Installing an Alternate SSL Provider on Android
At this point, the CyaSSL provider is fully installed into the Android platform. You can move on to building and testing the platform with the new provider installed. If no errors arise during the platform build, the provider can be loaded into the emulator to make sure the platform runs correctly with the new provider installed.
The build process can take a significant amount of time depending on the build environment. All commands should be run from the Android platform root:
$ source build/envsetup.sh [Sets environment variables] $ lunch 1 [Builds the emulator] $ make [Builds the Android Platform]
Keep in mind that it is possible to rebuild a single project (such as the CyaSSL shared library) to test that the shared library builds correctly using the mm command (shown below), but before testing in the emulator, a full platform build needs to be done:
$ cd external/cyassl $ mm
The Android platform build process results in three image files: <Android-Platform>/out/target/product/generic/ramdisk.img, <Android-Platform>/out/target/product/generic/system.img and <Android-Platform>/out/target/product/generic/userdata.img:
ramdisk.img — a small partition that is mounted as read-only by the kernel at boot time. It contains only /init and a few configuration files. It is used to start /init, which will boot the rest of the system images and run the init procedure.
system.img — a partition image that will be mounted as / and contains all system binaries. This is the image file that contains all of the changes that were made above.
userdata.img — this image is used only when the -wipe-data option is used with the emulator. In a normal emulator execution, a default userdata image will be used.
Of these, system.img is of the highest concern. It contains the majority of the system and all of the changes that have been made with the addition of the CyaSSL SSL provider.
Before you can use the Android Emulator, you must create an Android Virtual Device. Android Virtual Devices are configurations of emulator options that allow developers to model a physical Android device better. They hold configuration information, such as a hardware profile, a mapping to a system image and a dedicated storage area. To create an Android Virtual Device, the android application is used. This application is found under the tools directory of the SDK. Create a new Virtual Device using the following command (issued from the SDK /tools directory):
$ android create avd -n <desired-name> -t <target-version>
where <desired-name> is the name of the Android Virtual Device and <target-version> is the desired target platform. Run the following command to view available targets:
$ android list targets
After the Android Virtual Device has been created, load the emulator with the built images:
$ emulator -avd <virtual-device-name> -system <Android-Platform>/out/target/product/generic/system.img -data <Android-Platform>/out/target/product/generic/userdata.img -ramdisk <Android-Platform>/out/target/product/generic/ramdisk.img
There are other useful emulator options that may be added to the above command.
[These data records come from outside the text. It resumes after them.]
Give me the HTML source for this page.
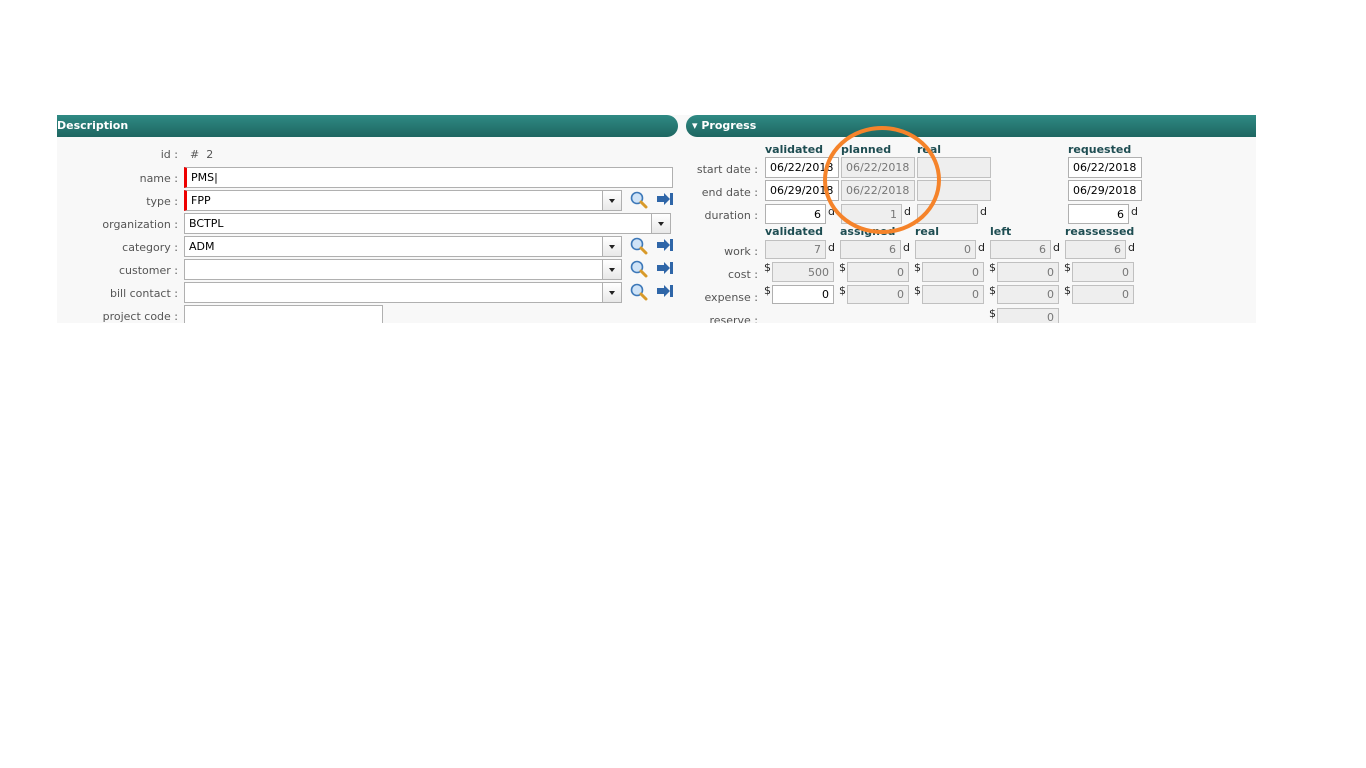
<!DOCTYPE html>
<html><head><style>
*{margin:0;padding:0;box-sizing:border-box}
body{width:1366px;height:768px;background:#fff;position:relative;overflow:hidden;font-family:Verdana,"DejaVu Sans","Liberation Sans",sans-serif;font-size:11px;color:#000}
.a{position:absolute}
.bg{left:57px;top:115px;width:1199px;height:208px;background:#f8f8f8}
.hdr{height:22px;background:linear-gradient(#2f8a84,#1e6661);color:#fff;font-weight:bold;font-size:11px;line-height:22px}
.lbl{color:#555;text-align:right;width:130px;font-size:11px}
.in{background:#fff;border:1px solid #b0b0b0;height:21px;line-height:19px;padding-left:4px;font-size:11px}
.ro{background:#eee;border:1px solid #c0c0c0;color:#777;height:21px;line-height:19px;font-size:11px}
.r{text-align:right;padding-right:4px}
.req{border-left:3px solid #e00}
.arr{position:absolute;right:0;top:0;width:19px;height:19px;border-left:1px solid #b0b0b0;background:linear-gradient(#fff,#e8e8e8)}
.arr:after{content:"";position:absolute;left:6px;top:8px;border:3.5px solid transparent;border-top:4px solid #222}
.ch{font-weight:bold;color:#1e4d52;font-size:11px}
.d{font-size:11px;color:#222}
</style></head><body>
<div class="a bg"></div>
<div class="a hdr" style="left:57px;top:115px;width:621px;border-radius:0 11px 11px 0;padding-left:0">Description</div>
<div class="a hdr" style="left:686px;top:115px;width:570px;border-radius:11px 0 0 11px;padding-left:6px">&#9662; Progress</div>

<div class="a lbl" style="left:48px;top:148px">id :</div>
<div class="a" style="left:190px;top:148px;color:#555">#&nbsp; 2</div>
<div class="a lbl" style="left:48px;top:172px">name :</div>
<div class="a in req" style="left:184px;top:167px;width:489px">PMS|</div>
<div class="a lbl" style="left:48px;top:195px">type :</div>
<div class="a in req" style="left:184px;top:190px;width:438px">FPP<span class="arr"></span></div>
<div class="a lbl" style="left:48px;top:218px">organization :</div>
<div class="a in" style="left:184px;top:213px;width:487px">BCTPL<span class="arr"></span></div>
<div class="a lbl" style="left:48px;top:241px">category :</div>
<div class="a in" style="left:184px;top:236px;width:438px">ADM<span class="arr"></span></div>
<div class="a lbl" style="left:48px;top:264px">customer :</div>
<div class="a in" style="left:184px;top:259px;width:438px"><span class="arr"></span></div>
<div class="a lbl" style="left:48px;top:287px">bill contact :</div>
<div class="a in" style="left:184px;top:282px;width:438px"><span class="arr"></span></div>
<div class="a lbl" style="left:48px;top:310px">project code :</div>
<div class="a in" style="left:184px;top:305px;width:199px;height:18px;border-bottom:none"></div>

<svg class="a" style="left:628px;top:189px" width="50" height="115">
<g id="ic">
<circle cx="9" cy="9" r="5.5" fill="#cfe3f7" stroke="#3d78b8" stroke-width="1.6"/>
<line x1="13" y1="13" x2="18" y2="18" stroke="#d89a2a" stroke-width="3" stroke-linecap="round"/>
<path d="M29 7h7v-3l6 6-6 6v-3h-7z" fill="#2f66a8"/><rect x="42" y="4" width="3" height="12" fill="#2f66a8"/>
</g>
<use href="#ic" y="46"/><use href="#ic" y="69"/><use href="#ic" y="92"/>
</svg>

<div class="a ch" style="left:765px;top:143px">validated</div>
<div class="a ch" style="left:841px;top:143px">planned</div>
<div class="a ch" style="left:917px;top:143px">real</div>
<div class="a ch" style="left:1068px;top:143px">requested</div>
<div class="a lbl" style="left:628px;top:163px">start date :</div>
<div class="a in" style="left:765px;top:157px;width:74px">06/22/2018</div>
<div class="a ro" style="left:841px;top:157px;width:74px;padding-left:4px">06/22/2018</div>
<div class="a ro" style="left:917px;top:157px;width:74px"></div>
<div class="a in" style="left:1068px;top:157px;width:74px">06/22/2018</div>
<div class="a lbl" style="left:628px;top:186px">end date :</div>
<div class="a in" style="left:765px;top:180px;width:74px">06/29/2018</div>
<div class="a ro" style="left:841px;top:180px;width:74px;padding-left:4px">06/22/2018</div>
<div class="a ro" style="left:917px;top:180px;width:74px"></div>
<div class="a in" style="left:1068px;top:180px;width:74px">06/29/2018</div>
<div class="a lbl" style="left:628px;top:209px">duration :</div>
<div class="a in r" style="left:765px;top:204px;width:61px;height:20px">6</div><div class="a d" style="left:828px;top:205px">d</div>
<div class="a ro r" style="left:841px;top:204px;width:61px;height:20px">1</div><div class="a d" style="left:904px;top:205px">d</div>
<div class="a ro" style="left:917px;top:204px;width:61px;height:20px"></div><div class="a d" style="left:980px;top:205px">d</div>
<div class="a in r" style="left:1068px;top:204px;width:61px;height:20px">6</div><div class="a d" style="left:1131px;top:205px">d</div>

<div class="a ch" style="left:765px;top:225px">validated</div>
<div class="a ch" style="left:840px;top:225px">assigned</div>
<div class="a ch" style="left:915px;top:225px">real</div>
<div class="a ch" style="left:990px;top:225px">left</div>
<div class="a ch" style="left:1065px;top:225px">reassessed</div>
<div class="a lbl" style="left:628px;top:245px">work :</div>
<div class="a ro r" style="left:765px;top:240px;width:61px;height:19px;line-height:17px">7</div><div class="a d" style="left:828px;top:241px">d</div>
<div class="a ro r" style="left:840px;top:240px;width:61px;height:19px;line-height:17px">6</div><div class="a d" style="left:903px;top:241px">d</div>
<div class="a ro r" style="left:915px;top:240px;width:61px;height:19px;line-height:17px">0</div><div class="a d" style="left:978px;top:241px">d</div>
<div class="a ro r" style="left:990px;top:240px;width:61px;height:19px;line-height:17px">6</div><div class="a d" style="left:1053px;top:241px">d</div>
<div class="a ro r" style="left:1065px;top:240px;width:61px;height:19px;line-height:17px">6</div><div class="a d" style="left:1128px;top:241px">d</div>

<div class="a lbl" style="left:628px;top:268px">cost :</div>
<div class="a lbl" style="left:628px;top:291px">expense :</div>
<div class="a lbl" style="left:628px;top:314px;height:9px;overflow:hidden">reserve :</div>

<div class="a d" style="left:764px;top:261px">$</div><div class="a ro r" style="left:772px;top:262px;width:62px;height:20px">500</div>
<div class="a d" style="left:839px;top:261px">$</div><div class="a ro r" style="left:847px;top:262px;width:62px;height:20px">0</div>
<div class="a d" style="left:914px;top:261px">$</div><div class="a ro r" style="left:922px;top:262px;width:62px;height:20px">0</div>
<div class="a d" style="left:989px;top:261px">$</div><div class="a ro r" style="left:997px;top:262px;width:62px;height:20px">0</div>
<div class="a d" style="left:1064px;top:261px">$</div><div class="a ro r" style="left:1072px;top:262px;width:62px;height:20px">0</div>

<div class="a d" style="left:764px;top:284px">$</div><div class="a in r" style="left:772px;top:285px;width:62px;height:19px;line-height:17px">0</div>
<div class="a d" style="left:839px;top:284px">$</div><div class="a ro r" style="left:847px;top:285px;width:62px;height:19px;line-height:17px">0</div>
<div class="a d" style="left:914px;top:284px">$</div><div class="a ro r" style="left:922px;top:285px;width:62px;height:19px;line-height:17px">0</div>
<div class="a d" style="left:989px;top:284px">$</div><div class="a ro r" style="left:997px;top:285px;width:62px;height:19px;line-height:17px">0</div>
<div class="a d" style="left:1064px;top:284px">$</div><div class="a ro r" style="left:1072px;top:285px;width:62px;height:19px;line-height:17px">0</div>

<div class="a d" style="left:989px;top:307px">$</div><div class="a ro r" style="left:997px;top:308px;width:62px;height:15px;line-height:17px;border-bottom:none;overflow:hidden">0</div>

<svg class="a" style="left:820px;top:122px" width="125" height="115"><ellipse cx="62" cy="58" rx="57" ry="52" fill="none" stroke="#f5832a" stroke-width="4"/></svg>
</body></html>
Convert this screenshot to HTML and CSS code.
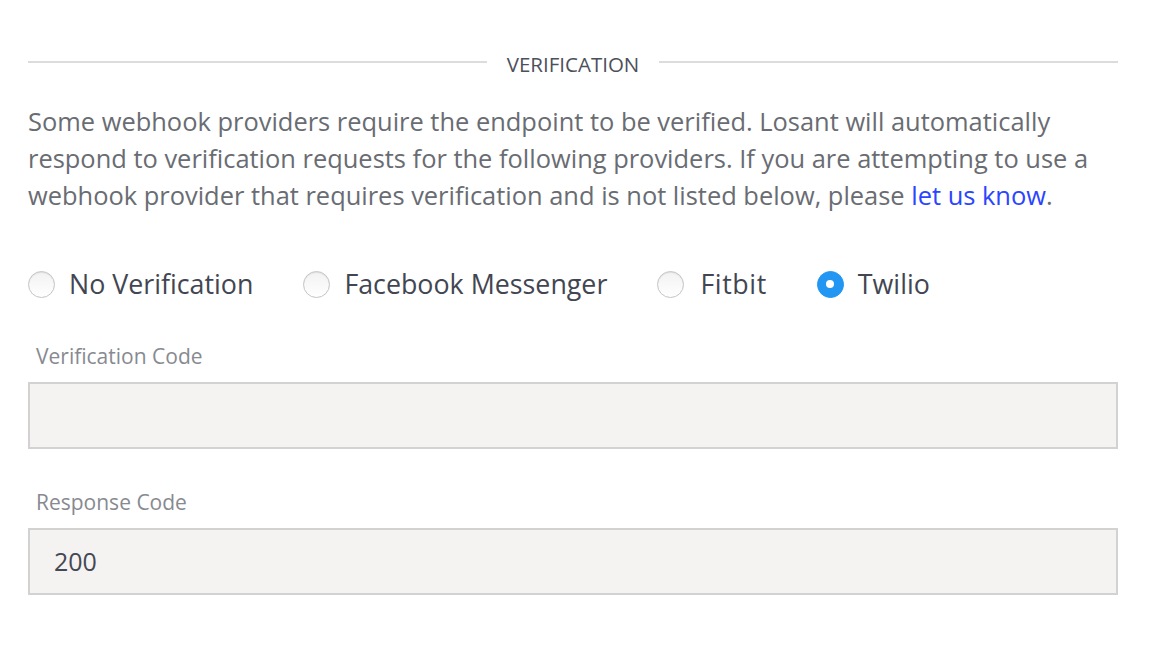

A few are listed below, but for a complete list see the official Android Emulator Web page:
-verbose — verbose output.
-nocache — don't use a cache.
-show-kernel — print kernel messages to the terminal window.
Once the emulator is running, the logcat output can be viewed in a new terminal window (assuming the current directory is <Android-SDK>/tools):
$ adb logcat
In this article, installing an alternative SSL provider into the Android platform is explained using CyaSSL. By using CyaSSL in the Android platform instead of OpenSSL, developers are able to leverage both the speed and size advantages of the CyaSSL library. Making use of both a shared library and JNI, the same general process could apply to installing other third-party libraries into the Android platform and could provide a good reference for developers moving C libraries over to Android from other operating environments.